Mit nebenstehendem Plakat wirbt das Bundesamt für kerntechnische Entsorgungssicherheit für einen Workshop auf dem diesjährigen Kirchentag. Thema: Wie kann Vertrauen in staatliches Handeln entstehen? Nun fragt sich der/die Betrachter*in, wofür steht der Hirsch? Ist er ein Sinnbild für die geschundene Natur, die über Jahrmillionen die Folgen der Atomenergienutzung des Menschen ertragen muss? Ist er ein durch die radioaktive Strahlung bereits derart degenerierter Hirsch, dass er brüllt statt röhrt und den Castor-Behälter für eine Hirschkuh hält, um die er werben will? Oder steht der Hirsch für diejenigen Menschen, die angesichts der unglaublichen Bedrohung durch die radioaktiven Abfälle manchmal die Beherrschung verlieren, wenn sie sehen, dass der Staat seiner Verantwortung für die Gesundheit seiner Bevölkerung nicht gerecht wird? 
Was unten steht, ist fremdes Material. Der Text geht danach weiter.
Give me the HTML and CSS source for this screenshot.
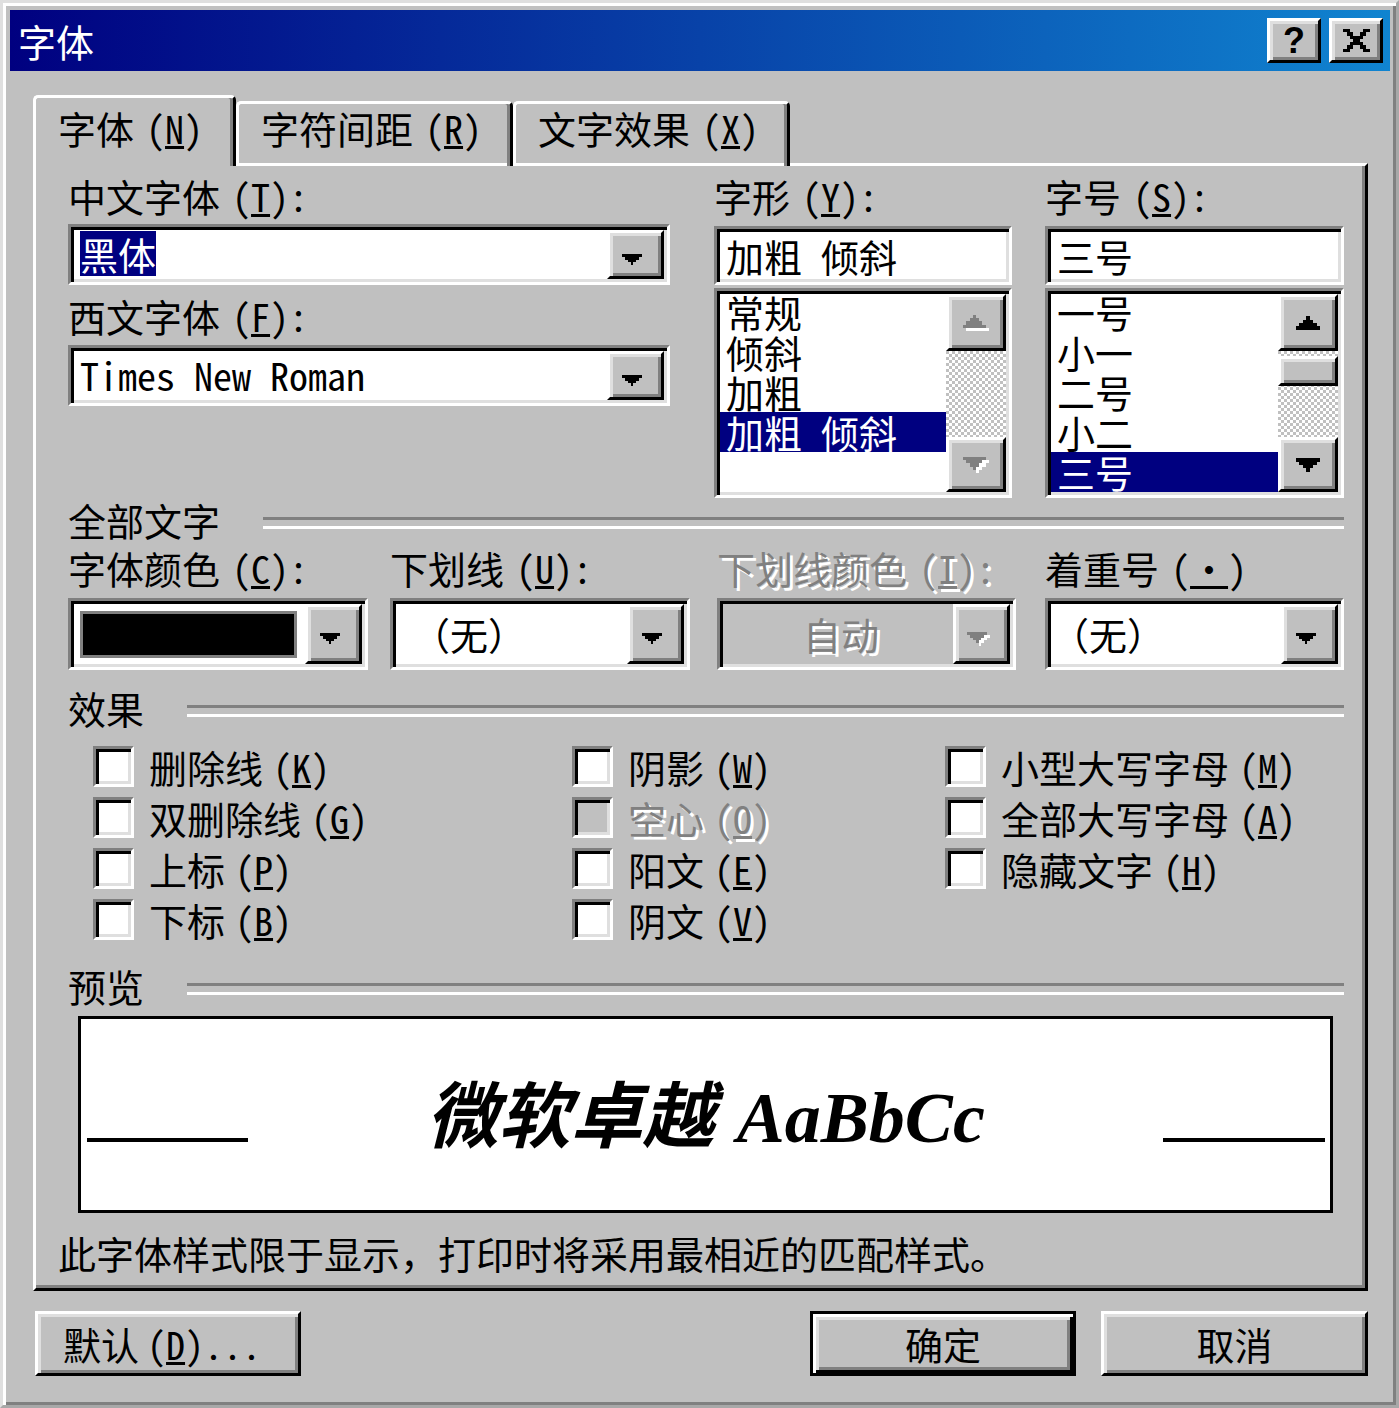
FILE: index.html
```html
<!DOCTYPE html>
<html lang="zh-CN">
  <head>
    <meta charset="UTF-8" />
    <title>字体</title>
    <link rel="stylesheet" href="styles.css">
  </head>
  <body>
    <div class="window">
      <div class="titlebar">
        <span class="title">字体</span>
        <button class="tbtn help">?</button>
        <button class="tbtn">
          <svg width="27" height="23" viewBox="0 0 8 7" shape-rendering="crispEdges"><path d="M0 0h2v1H0zM6 0h2v1H6zM1 1h2v1H1zM5 1h2v1H5zM2 2h4v1H2zM3 3h2v1H3zM2 4h4v1H2zM1 5h2v1H1zM5 5h2v1H5zM0 6h2v1H0zM6 6h2v1H6z" fill="#000"/></svg>
        </button>
      </div>

      <div class="tabs">
        <div class="tab active">字体<span class="k">(<u>N</u>)</span></div>
        <div class="tab">字符间距<span class="k">(<u>R</u>)</span></div>
        <div class="tab">文字效果<span class="k">(<u>X</u>)</span></div>
      </div>

      <div class="panel">
        <div class="top">
          <div class="col col-font">
            <div class="label">中文字体<span class="k">(<u>T</u>):</span></div>
            <div class="combo">
              <div class="text"><span class="hl">黑体</span></div>
              <div class="drop">
                <svg class="arr" width="20" height="11" viewBox="0 0 7 4" preserveAspectRatio="none" shape-rendering="crispEdges"><path d="M0 0h7v1H6v1H5v1H4v1H3V3H2V2H1V1H0z"/></svg>
              </div>
            </div>
            <div class="label second">西文字体<span class="k">(<u>F</u>):</span></div>
            <div class="combo combo-b">
              <div class="text hw">Times New Roman</div>
              <div class="drop">
                <svg class="arr" width="20" height="11" viewBox="0 0 7 4" preserveAspectRatio="none" shape-rendering="crispEdges"><path d="M0 0h7v1H6v1H5v1H4v1H3V3H2V2H1V1H0z"/></svg>
              </div>
            </div>
          </div>

          <div class="col col-style">
            <div class="label">字形<span class="k">(<u>Y</u>):</span></div>
            <div class="field hw">加粗 倾斜</div>
            <div class="list">
              <ul>
                <li>常规</li>
                <li>倾斜</li>
                <li>加粗</li>
                <li class="sel hw">加粗 倾斜</li>
              </ul>
              <div class="scroll">
                <div class="sbtn up">
                  <svg width="26" height="16" viewBox="0 0 8 5" shape-rendering="crispEdges"><path d="M4 1h1v1h1v1h1v1h1v1H1V4h1V3h1V2h1z" fill="#fff"/><path d="M3 0h1v1h1v1h1v1h1v1H0V3h1V2h1V1h1z" fill="#808080"/></svg>
                </div>
                <div class="track"></div>
                <div class="sbtn down">
                  <svg width="26" height="16" viewBox="0 0 8 5" shape-rendering="crispEdges"><path d="M1 1h7v1H7v1H6v1H5v1H4V4H3V3H2V2H1z" fill="#fff"/><path d="M0 0h7v1H6v1H5v1H4v1H3V3H2V2H1V1H0z" fill="#808080"/></svg>
                </div>
              </div>
            </div>
          </div>

          <div class="col col-size">
            <div class="label">字号<span class="k">(<u>S</u>):</span></div>
            <div class="field">三号</div>
            <div class="list">
              <ul>
                <li>一号</li>
                <li>小一</li>
                <li>二号</li>
                <li>小二</li>
                <li class="sel">三号</li>
              </ul>
              <div class="scroll">
                <div class="sbtn up">
                  <svg width="24" height="14" viewBox="0 0 7 4" shape-rendering="crispEdges"><path d="M3 0h1v1h1v1h1v1h1v1H0V3h1V2h1V1h1z"/></svg>
                </div>
                <div class="track"><div class="thumb"></div></div>
                <div class="sbtn down">
                  <svg width="24" height="14" viewBox="0 0 7 4" shape-rendering="crispEdges"><path d="M0 0h7v1H6v1H5v1H4v1H3V3H2V2H1V1H0z"/></svg>
                </div>
              </div>
            </div>
          </div>
        </div>

        <div class="group">全部文字</div>

        <div class="row2">
          <div class="cell">
            <div class="label">字体颜色<span class="k">(<u>C</u>):</span></div>
            <div class="combo tall w300">
              <div class="text"><div class="swatch"></div></div>
              <div class="drop">
                <svg class="arr" width="20" height="11" viewBox="0 0 7 4" preserveAspectRatio="none" shape-rendering="crispEdges"><path d="M0 0h7v1H6v1H5v1H4v1H3V3H2V2H1V1H0z"/></svg>
              </div>
            </div>
          </div>
          <div class="cell">
            <div class="label">下划线<span class="k">(<u>U</u>):</span></div>
            <div class="combo tall w300">
              <div class="text indent">（无）</div>
              <div class="drop">
                <svg class="arr" width="20" height="11" viewBox="0 0 7 4" preserveAspectRatio="none" shape-rendering="crispEdges"><path d="M0 0h7v1H6v1H5v1H4v1H3V3H2V2H1V1H0z"/></svg>
              </div>
            </div>
          </div>
          <div class="cell">
            <div class="label dis">下划线颜色<span class="k">(<u>I</u>):</span></div>
            <div class="combo tall w299 disabled">
              <div class="text center dis">自动</div>
              <div class="drop">
                <svg class="arr" width="23" height="14" viewBox="0 0 8 5" preserveAspectRatio="none" shape-rendering="crispEdges"><path d="M1 1h7v1H7v1H6v1H5v1H4V4H3V3H2V2H1z" fill="#fff"/><path d="M0 0h7v1H6v1H5v1H4v1H3V3H2V2H1V1H0z" fill="#808080"/></svg>
              </div>
            </div>
          </div>
          <div class="cell">
            <div class="label">着重号<span class="k">(<u>·</u>)</span></div>
            <div class="combo tall w299">
              <div class="text flush">（无）</div>
              <div class="drop">
                <svg class="arr" width="20" height="11" viewBox="0 0 7 4" preserveAspectRatio="none" shape-rendering="crispEdges"><path d="M0 0h7v1H6v1H5v1H4v1H3V3H2V2H1V1H0z"/></svg>
              </div>
            </div>
          </div>
        </div>

        <div class="group fx">效果</div>

        <div class="checks">
          <div class="check"><span class="box"></span><span>删除线<span class="k">(<u>K</u>)</span></span></div>
          <div class="check"><span class="box"></span><span>双删除线<span class="k">(<u>G</u>)</span></span></div>
          <div class="check"><span class="box"></span><span>上标<span class="k">(<u>P</u>)</span></span></div>
          <div class="check"><span class="box"></span><span>下标<span class="k">(<u>B</u>)</span></span></div>
          <div class="check"><span class="box"></span><span>阴影<span class="k">(<u>W</u>)</span></span></div>
          <div class="check off"><span class="box"></span><span class="dis">空心<span class="k">(<u>O</u>)</span></span></div>
          <div class="check"><span class="box"></span><span>阳文<span class="k">(<u>E</u>)</span></span></div>
          <div class="check"><span class="box"></span><span>阴文<span class="k">(<u>V</u>)</span></span></div>
          <div class="check"><span class="box"></span><span>小型大写字母<span class="k">(<u>M</u>)</span></span></div>
          <div class="check"><span class="box"></span><span>全部大写字母<span class="k">(<u>A</u>)</span></span></div>
          <div class="check"><span class="box"></span><span>隐藏文字<span class="k">(<u>H</u>)</span></span></div>
        </div>

        <div class="group pv">预览</div>

        <div class="preview">
          <span class="pline"></span>
          <div class="sample"><span class="cjk">微软卓越</span> <span class="latin">AaBbCc</span></div>
          <span class="pline right"></span>
        </div>

        <p class="note">此字体样式限于显示，打印时将采用最相近的匹配样式。</p>
      </div>

      <div class="buttons">
        <button class="btn left">默认<span class="k">(<u>D</u>)...</span></button>
        <button class="btn default">确定</button>
        <button class="btn cancel">取消</button>
      </div>
    </div>
  </body>
</html>
```

FILE: styles.css
```css
* {
  box-sizing: border-box;
}

body {
  margin: 0;
  background: #c0c0c0;
  font-family: "Noto Sans CJK SC", sans-serif;
  font-size: 38px;
  color: #000;
}

u {
  text-decoration-thickness: 3px;
  text-underline-offset: 2px;
}

/* half-width latin, like the old bitmap system font */
.k,
.hw {
  font-feature-settings: "hwid" 1;
}

.k {
  margin-left: 12px;
}

.window {
  width: 1399px;
  height: 1408px;
  overflow: hidden;
  background: #c0c0c0;
  border: 3px solid;
  border-color: #dfdfdf #a8a8a8 #a8a8a8 #dfdfdf;
  box-shadow: inset 3px 3px #fff, inset -3px -3px #808080;
  padding: 7px 6px 0 7px;
}

/* title bar */
.titlebar {
  height: 61px;
  display: flex;
  align-items: center;
  padding: 0 7px 0 8px;
  background: linear-gradient(90deg, #000080, #1084d0);
}

.title {
  flex: 1;
  color: #fff;
  line-height: 61px;
}

.tbtn {
  width: 54px;
  height: 45px;
  margin-left: 8px;
  padding: 0;
  display: flex;
  align-items: center;
  justify-content: center;
  background: #c0c0c0;
  border: 3px solid;
  border-color: #fff #000 #000 #fff;
  box-shadow: inset 3px 3px #dfdfdf, inset -3px -3px #808080;
}

.tbtn.help {
  font-family: "Liberation Sans", sans-serif;
  font-weight: bold;
  font-size: 36px;
  line-height: 1;
}

/* tabs */
.tabs {
  display: flex;
  align-items: flex-end;
  margin: 24px 0 0 23px;
}

.tab {
  width: 277px;
  height: 65px;
  padding: 4px 0 0 22px;
  line-height: 40px;
  border: 3px solid;
  border-bottom: 0;
  border-color: #fff #000 #000 #fff;
  border-radius: 5px 5px 0 0;
  box-shadow: inset -3px 0 #808080;
  white-space: nowrap;
}

.tab.active {
  width: 203px;
  height: 71px;
  padding-top: 10px;
  position: relative;
  z-index: 1;
  background: #c0c0c0;
}

.panel {
  width: 1335px;
  margin: -3px 0 0 23px;
  padding: 10px 21px 15px 32px;
  border: 3px solid;
  border-color: #fff #000 #000 #fff;
  box-shadow: inset -3px -3px #808080;
}

.label {
  line-height: 40px;
  white-space: nowrap;
}

.label.second {
  margin-top: 11px;
}

.dis {
  color: #808080;
  text-shadow: 3px 3px #fff;
}

/* top: font, style, size */
.top {
  display: flex;
}

.col-font {
  width: 602px;
}

.col-style {
  width: 298px;
  margin-left: 44px;
}

.col-size {
  width: 299px;
  margin-left: 33px;
}

.combo,
.field,
.list,
.box {
  border: 3px solid;
  border-color: #808080 #fff #fff #808080;
  box-shadow: inset 3px 3px #000, inset -3px -3px #dfdfdf;
  background: #fff;
}

.combo {
  height: 61px;
  margin-top: 8px;
  padding: 3px;
  display: flex;
}

.combo-b {
  margin-top: 9px;
}

.combo .text {
  flex: 1;
  padding-left: 6px;
  line-height: 48px;
  white-space: nowrap;
}

.hl {
  display: inline-block;
  line-height: 45px;
  background: #000080;
  color: #fff;
}

.drop,
.sbtn,
.thumb {
  background: #c0c0c0;
  border: 3px solid;
  border-color: #fff #000 #000 #fff;
  box-shadow: inset 3px 3px #dfdfdf, inset -3px -3px #808080;
}

.drop {
  width: 57px;
  display: flex;
  align-items: center;
  justify-content: center;
}

.drop .arr {
  margin: 9px 7px 0 0;
}

.field {
  height: 59px;
  margin-top: 10px;
  padding: 3px 3px 3px 9px;
  line-height: 47px;
  white-space: pre;
}

.list {
  height: 210px;
  margin-top: 3px;
  padding: 3px;
  display: flex;
  overflow: hidden;
}

.list ul {
  flex: 1;
  margin: -2px 0 0;
  padding: 0;
  list-style: none;
  overflow: hidden;
}

.list li {
  height: 40px;
  line-height: 40px;
  padding-left: 6px;
  white-space: pre;
}

.list li.sel {
  background: #000080;
  color: #fff;
}

.scroll {
  width: 60px;
  display: flex;
  flex-direction: column;
}

.sbtn {
  height: 57px;
  display: flex;
  align-items: center;
  justify-content: center;
}

.sbtn.down {
  height: 55px;
}

.track {
  flex: 1;
  background: repeating-conic-gradient(#fff 0 25%, #c0c0c0 0 50%) 0 0 / 6px 6px;
}

.thumb {
  height: 30px;
  margin-top: 5px;
}

/* group headings */
.group {
  display: flex;
  align-items: center;
  line-height: 40px;
  margin-top: 2px;
  white-space: nowrap;
}

.group::after {
  content: "";
  flex: 1;
  height: 6px;
  margin: 6px 0 0 43px;
  border-top: 3px solid #808080;
  border-bottom: 3px solid #fff;
}

.group.fx {
  margin-top: 18px;
}

.group.pv {
  margin-top: 21px;
}

/* second row of combos */
.row2 {
  display: grid;
  grid-template-columns: 322px 327px 328px 299px;
  margin-top: 8px;
}

.combo.tall {
  height: 72px;
  margin-top: 10px;
}

.combo.tall .text {
  line-height: 60px;
}

.w300 {
  width: 300px;
}

.w299 {
  width: 299px;
}

.combo .text.indent {
  padding-left: 16px;
}

.combo .text.flush {
  padding-left: 0;
}

.combo .text.center {
  text-align: center;
}

.combo.disabled {
  background: #c0c0c0;
}

.swatch {
  width: 217px;
  height: 47px;
  margin-top: 7px;
  background: #000;
  border: 3px solid #808080;
}

/* effects */
.checks {
  display: grid;
  grid-auto-flow: column;
  grid-template-rows: repeat(4, 51px);
  grid-template-columns: 479px 373px 1fr;
  padding-left: 25px;
  margin-top: 13px;
}

.check {
  display: flex;
  align-items: center;
  gap: 15px;
  line-height: 40px;
  white-space: nowrap;
}

.check .k {
  margin-left: 10px;
}

.box {
  width: 41px;
  height: 41px;
  flex: none;
}

.check.off .box {
  background: #c0c0c0;
}

/* preview */
.preview {
  width: 1255px;
  height: 197px;
  margin: 10px 0 0 10px;
  border: 3px solid #000;
  background: #fff;
  display: grid;
  grid-template-columns: 1fr auto 1fr;
}

.pline {
  width: 161px;
  height: 4px;
  margin: 0 0 68px 6px;
  align-self: end;
  background: #000;
}

.pline.right {
  width: 162px;
  margin: 0 5px 68px 0;
  justify-self: end;
}

.sample {
  align-self: center;
  white-space: nowrap;
  font-weight: bold;
  font-style: italic;
  line-height: 1;
}

.sample .cjk {
  font-size: 72px;
}

.sample .latin {
  margin-left: 14px;
  font-family: "Liberation Serif", serif;
  font-size: 72px;
}

.note {
  margin: 20px 0 0 -10px;
  line-height: 40px;
  white-space: nowrap;
}

/* bottom buttons */
.buttons {
  display: flex;
  width: 1333px;
  margin: 20px 0 0 25px;
}

.btn {
  width: 266px;
  height: 65px;
  padding: 0;
  font: inherit;
  line-height: 40px;
  color: #000;
  background: #c0c0c0;
  border: 3px solid;
  border-color: #fff #000 #000 #fff;
  box-shadow: inset 3px 3px #dfdfdf, inset -3px -3px #808080;
}

.btn.left {
  text-align: left;
  padding-left: 25px;
}

.btn .k {
  margin-left: 8px;
}

.btn.default {
  margin-left: auto;
  border-color: #000;
  box-shadow: inset 3px 3px #fff, inset -3px -3px #000, inset 6px 6px #dfdfdf, inset -6px -6px #808080;
}

.btn.cancel {
  width: 267px;
  margin-left: 25px;
}
```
Es ist ein Staat, der die Atomkraftwerke noch weitere dreieinhalb Jahre laufen lässt, obwohl die Gefahr, dass die Technik aufgrund der Alterungsprozesse versagt, immer größer wird. Es ist ein Staat, der nichts dagegen unternimmt, dass in Deutschland Brennelemente für marode Atommeiler im Ausland hergestellt werden. Es ist ein Staat, der Castor-Behälter in das Standort-Zwischenlager Brunsbüttel einlagert, obwohl das Gericht dem Lager wegen fehlender Sicherheitsnachweise die Genehmigung entzogen hat. Es ist ein Staat, der radioaktive Abfälle in Sachsen und Thüringen in den alten Abraumhalden und Schlammbecken der Urangewinnung endlagert und sich darauf beruht, dass dies drei Jahrzehnte nach Ende der DDR immer noch nach Strahlenschutzrecht der DDR gemacht werden darf und es sich bei den radioaktiven Abfälle deshalb „nicht um radioaktive Abfälle im Sinne des Atomgesetzes" handele.(Bundestags-Drucksache 18/243)

Und wer nun in das Handeln dieses Staates nicht blindlings vertraut, sondern kritisch hinterfragt und sich dabei an Fakten orientiert, der soll also ein sinnfrei agierendes Wesen sein? Angesichts der oben beschriebenen Sachlage wird Brüllen (und Röhren) weiterhin nötig bleiben. Und zwecklos wird es auch nicht sein; notfalls mal beim Hirschen fragen.